== DATA PROVIDED ==

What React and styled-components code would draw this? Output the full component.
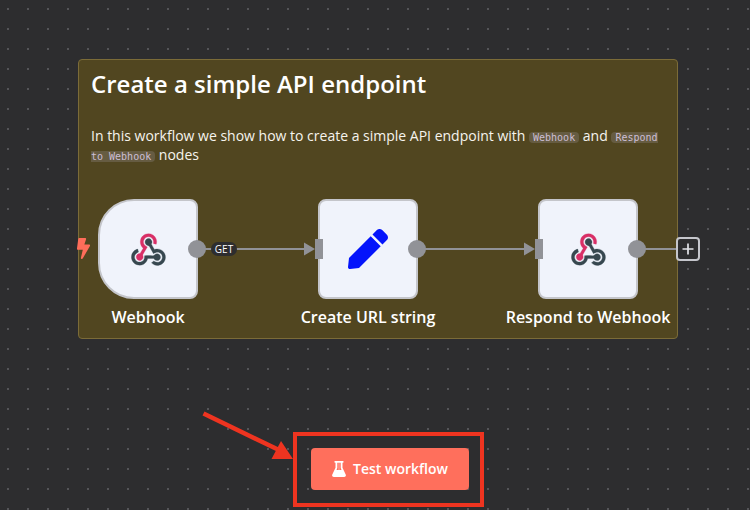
import React from "react";
import styled, { createGlobalStyle } from "styled-components";
import { FaBolt, FaPen } from "react-icons/fa";

const GlobalStyle = createGlobalStyle`
  * { box-sizing: border-box; }
  body { margin: 0; background: #2d2d2f; }
`;

const Canvas = styled.main`
  position: relative;
  width: 750px;
  height: 510px;
  overflow: hidden;
  background-color: #2d2d2f;
  background-image: radial-gradient(circle at 10px 10px, #5a5a5d 0.6px, transparent 1.5px);
  background-size: 20px 20px;
  background-position: -2px -1px;
  font-family: "Open Sans", "Noto Sans", sans-serif;
  color: #fff;
`;

const Sticky = styled.section`
  position: absolute;
  left: 78px;
  top: 59px;
  width: 600px;
  height: 280px;
  padding: 8px 12px;
  border: 1px solid #7b6b38;
  border-radius: 4px;
  background: #514620;
`;

const StickyTitle = styled.h2`
  margin: 0 0 26px;
  font-size: 24px;
  line-height: 32px;
  font-weight: 600;
  white-space: nowrap;
`;

const StickyText = styled.p`
  margin: 0;
  font-size: 14px;
  line-height: 19px;
  color: #f6f4ee;
`;

const Code = styled.code`
  padding: 0 4px;
  border-radius: 4px;
  background: #665c42;
  color: #cdbfd6;
  font-family: "DejaVu Sans Mono", monospace;
  font-size: 10px;
  line-height: 1;
`;

const Wires = styled.svg`
  position: absolute;
  inset: 0;
  pointer-events: none;
`;

const Node = styled.article`
  position: absolute;
  left: ${(p) => p.$x}px;
  top: 199px;
  width: 100px;
`;

const NodeBox = styled.div`
  display: flex;
  align-items: center;
  justify-content: center;
  height: 100px;
  border: 2px solid #c4c5ca;
  border-radius: ${(p) => (p.$trigger ? "36px 8px 8px 36px" : "8px")};
  background: #f0f3fb;
  color: #0414fb;
`;

const NodeName = styled.div`
  display: flex;
  justify-content: center;
  margin-top: 7px;
  font-size: 16px;
  line-height: 22px;
  font-weight: 600;
  white-space: nowrap;
`;

const TriggerBolt = styled(FaBolt)`
  position: absolute;
  left: -25px;
  top: 39px;
  color: #ff6d5a;
`;

const EdgeLabel = styled.span`
  position: absolute;
  left: 211px;
  top: 242px;
  width: 26px;
  height: 14px;
  border-radius: 7px;
  background: #2d2d2f;
  font-size: 10px;
  line-height: 14px;
  text-align: center;
`;

const AddButton = styled.button`
  position: absolute;
  left: 676px;
  top: 237px;
  display: flex;
  align-items: center;
  justify-content: center;
  width: 24px;
  height: 24px;
  padding: 0;
  border: 2px solid #c5c6cc;
  border-radius: 4px;
  background: #2d2d2f;
  color: #e4e5ea;
`;

const Highlight = styled.div`
  position: absolute;
  left: 293px;
  top: 432px;
  display: flex;
  align-items: center;
  justify-content: center;
  width: 191px;
  height: 75px;
  border: 4px solid #ee3420;
`;

const TestButton = styled.button`
  display: flex;
  align-items: center;
  justify-content: center;
  gap: 7px;
  width: 158px;
  height: 42px;
  padding: 0 0 0 1px;
  margin-top: -1px;
  margin-left: 2px;
  border: 0;
  border-radius: 4px;
  background: #ff6f5c;
  color: #fff;
  font: 600 14px/20px "Open Sans", sans-serif;
`;

function WebhookIcon() {
  return (
    <svg width="35" height="33" viewBox="-3 -3 262 245" strokeWidth="2" aria-hidden="true">
      <path fill="#d82f66" stroke="#d82f66" d="M119.54 100.503c-10.61 17.836-20.775 35.108-31.152 52.25-2.665 4.401-3.984 7.986-1.855 13.58 5.878 15.454-2.414 30.493-17.998 34.575-14.697 3.851-29.016-5.808-31.932-21.543-2.584-13.927 8.224-27.58 23.58-29.757 1.286-.184 2.6-.205 4.762-.367l23.358-39.168C73.612 95.465 64.868 78.39 66.803 57.23c1.368-14.957 7.25-27.883 18-38.477 20.59-20.288 52.002-23.573 76.246-8.001 23.284 14.958 33.948 44.094 24.858 69.031-6.854-1.858-13.756-3.732-21.343-5.79 2.854-13.865.743-26.315-8.608-36.981-6.178-7.042-14.106-10.733-23.12-12.093-18.072-2.73-35.815 8.88-41.08 26.618-5.976 20.13 3.069 36.575 27.784 48.967z" />
      <path fill="#37474f" stroke="#37474f" d="M149.841 79.41c7.475 13.187 15.065 26.573 22.587 39.836 38.02-11.763 66.686 9.284 76.97 31.817 12.422 27.219 3.93 59.457-20.465 76.25-25.04 17.238-56.707 14.293-78.892-7.851 5.654-4.733 11.336-9.487 17.407-14.566 21.912 14.192 41.077 13.524 55.305-3.282 12.133-14.337 11.87-35.714-.615-49.75-14.408-16.197-33.707-16.691-57.035-1.143-9.677-17.168-19.522-34.199-28.893-51.491-3.16-5.828-6.648-9.21-13.77-10.443-11.893-2.062-19.571-12.275-20.032-23.717-.453-11.316 6.214-21.545 16.634-25.53 10.322-3.949 22.435-.762 29.378 8.014 5.674 7.17 7.477 15.24 4.491 24.083-.83 2.466-1.905 4.852-3.07 7.774z" />
      <path fill="#37474f" stroke="#37474f" d="M167.707 187.21h-45.77c-4.387 18.044-13.863 32.612-30.19 41.876-12.693 7.2-26.373 9.641-40.933 7.29-26.808-4.323-48.728-28.456-50.658-55.63-2.184-30.784 18.975-58.147 47.178-64.293 1.947 7.071 3.915 14.21 5.862 21.264-25.876 13.202-34.832 29.836-27.59 50.636 6.375 18.304 24.484 28.337 44.147 24.457 20.08-3.962 30.204-20.65 28.968-47.432 19.036 0 38.088-.197 57.126.097 7.434.117 13.173-.654 18.773-7.208 9.22-10.784 26.191-9.811 36.121.374 10.148 10.409 9.662 27.157-1.077 37.127-10.361 9.62-26.73 9.106-36.424-1.26-1.992-2.136-3.562-4.673-5.533-7.298z" />
    </svg>
  );
}

function FlaskIcon() {
  return (
    <svg width="14" height="16" viewBox="0 0 14 16" aria-hidden="true">
      <path
        fill="currentColor"
        fillRule="evenodd"
        d="M3.200 0h7.600a.8.8 0 0 1 0 1.700H10.500v5L13.700 13.500c.6 1.200-.2 2.500-1.500 2.500H1.800C.5 16-.3 14.700.3 13.500L3.500 6.700v-5H3.200a.8.8 0 0 1 0-1.700ZM5.300 1.700V7L4.500 8.900h5L8.700 7V1.700Z"
      />
      <path fill="currentColor" opacity=".45" d="M6.500 1.700h1v7.200h-1z" />
    </svg>
  );
}

const nodes = [
  { name: "Webhook", x: 98, trigger: true, icon: <WebhookIcon /> },
  { name: "Create URL string", x: 318, icon: <FaPen size={40} /> },
  { name: "Respond to Webhook", x: 538, icon: <WebhookIcon /> },
];

export default function App() {
  return (
    <Canvas>
      <GlobalStyle />
      <Sticky>
        <StickyTitle>Create a simple API endpoint</StickyTitle>
        <StickyText>
          In this workflow we show how to create a simple API endpoint with <Code>Webhook</Code> and{" "}
          <Code>Respond to Webhook</Code> nodes
        </StickyText>
      </Sticky>
      {nodes.map((node) => (
        <Node key={node.name} $x={node.x}>
          {node.trigger && <TriggerBolt size={21} />}
          <NodeBox $trigger={node.trigger}>{node.icon}</NodeBox>
          <NodeName>{node.name}</NodeName>
        </Node>
      ))}
      <Wires width="750" height="510" aria-hidden="true">
        <g stroke="#919297" strokeWidth="2">
          <path d="M197 249H306M417 249H526M637 249H677" />
        </g>
        <g fill="#919297">
          <path d="M304 242.5L315 249L304 255.5Z" />
          <path d="M524 242.5L535 249L524 255.5Z" />
          <rect x="315" y="239" width="8" height="20" />
          <rect x="535" y="239" width="8" height="20" />
          <circle cx="197" cy="249" r="9" />
          <circle cx="417" cy="249" r="9" />
          <circle cx="637" cy="249" r="9" />
        </g>
        <path d="M203.500 413.500L279 450" stroke="#ee3420" strokeWidth="4.500" />
        <path d="M281 441L293 459L271.500 459Z" fill="#ee3420" />
      </Wires>
      <EdgeLabel>GET</EdgeLabel>
      <AddButton aria-label="Add node">
        <svg width="12" height="12" viewBox="0 0 12 12">
          <path d="M6 .5v11M.5 6h11" stroke="currentColor" strokeWidth="1.700" />
        </svg>
      </AddButton>
      <Highlight>
        <TestButton>
          <FlaskIcon />
          Test workflow
        </TestButton>
      </Highlight>
    </Canvas>
  );
}
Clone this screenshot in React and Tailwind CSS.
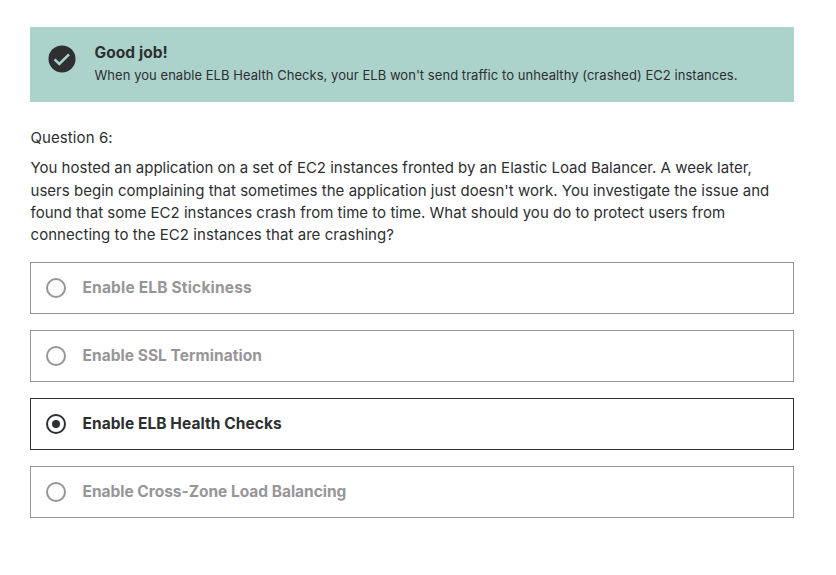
import React from "react";

const options = [
  { label: "Enable ELB Stickiness", tracking: "tracking-[0.18px]" },
  { label: "Enable SSL Termination", tracking: "tracking-[0.04px]" },
  { label: "Enable ELB Health Checks", tracking: "tracking-[0.07px]", selected: true },
  { label: "Enable Cross-Zone Load Balancing", tracking: "tracking-[-0.02px]" },
];

function Radio({ selected }) {
  return (
    <svg viewBox="0 0 20 20" className="h-5 w-5 shrink-0" fill="none">
      <circle cx="10" cy="10" r="9" stroke="currentColor" strokeWidth="2" />
      {selected && <circle cx="10" cy="10" r="4" fill="currentColor" />}
    </svg>
  );
}

function Option({ label, tracking, selected }) {
  return (
    <div
      className={`flex h-[52px] items-center gap-[16.5px] border pl-[15px] ${
        selected ? "border-[#2d2f31] text-[#2d2f31]" : "border-[#969697] text-[#969697]"
      }`}
    >
      <Radio selected={selected} />
      <span className={`whitespace-nowrap text-[15.5px] font-bold leading-[22px] ${tracking}`}>{label}</span>
    </div>
  );
}

export default function App() {
  return (
    <main className="min-h-[575px] bg-white pl-[30px] pr-[42px] pt-[27px] font-['Inter','Liberation_Sans',sans-serif] text-[#2d2f31]">
      <section className="flex h-[75px] bg-[#acd2cc] pl-[18px] pt-[15px]">
        <svg viewBox="0 0 28 28" className="mt-[3px] h-7 w-7 shrink-0" fill="none">
          <circle cx="14" cy="13.9" r="13.5" fill="#2d2f31" />
          <path d="M6.6 14.4l4.7 4.6 9.7-9.6" stroke="#acd2cc" strokeWidth="2.5" />
        </svg>
        <div className="ml-[18.5px] whitespace-nowrap">
          <h2 className="text-[15.5px] font-bold leading-[22px] tracking-[0.06px]">Good job!</h2>
          <p className="text-[13px] leading-[22px] tracking-[0.045px]">
            When you enable ELB Health Checks, your ELB won't send traffic to unhealthy (crashed) EC2 instances.
          </p>
        </div>
      </section>
      <p className="ml-[0.5px] mt-[25px] text-[15px] leading-[22px] tracking-[0.09px]">Question 6:</p>
      <p className="ml-[0.5px] mt-[8.2px] whitespace-nowrap text-[15px] leading-[22.4px]">
        <span className="block">You hosted an application on a set of EC2 instances fronted by an Elastic Load Balancer. A week later,</span>
        <span className="block tracking-[0.028px]">users begin complaining that sometimes the application just doesn't work. You investigate the issue and</span>
        <span className="block tracking-[0.026px]">found that some EC2 instances crash from time to time. What should you do to protect users from</span>
        <span className="block tracking-[0.06px]">connecting to the EC2 instances that are crashing?</span>
      </p>
      <div className="mt-[15.2px] flex flex-col gap-4">
        {options.map((o) => (
          <Option key={o.label} {...o} />
        ))}
      </div>
    </main>
  );
}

== EXERCISE AIM ==
Work out how many lines of the listing above include the word "this". Report only the number.

== RESPONSE BELOW ==
3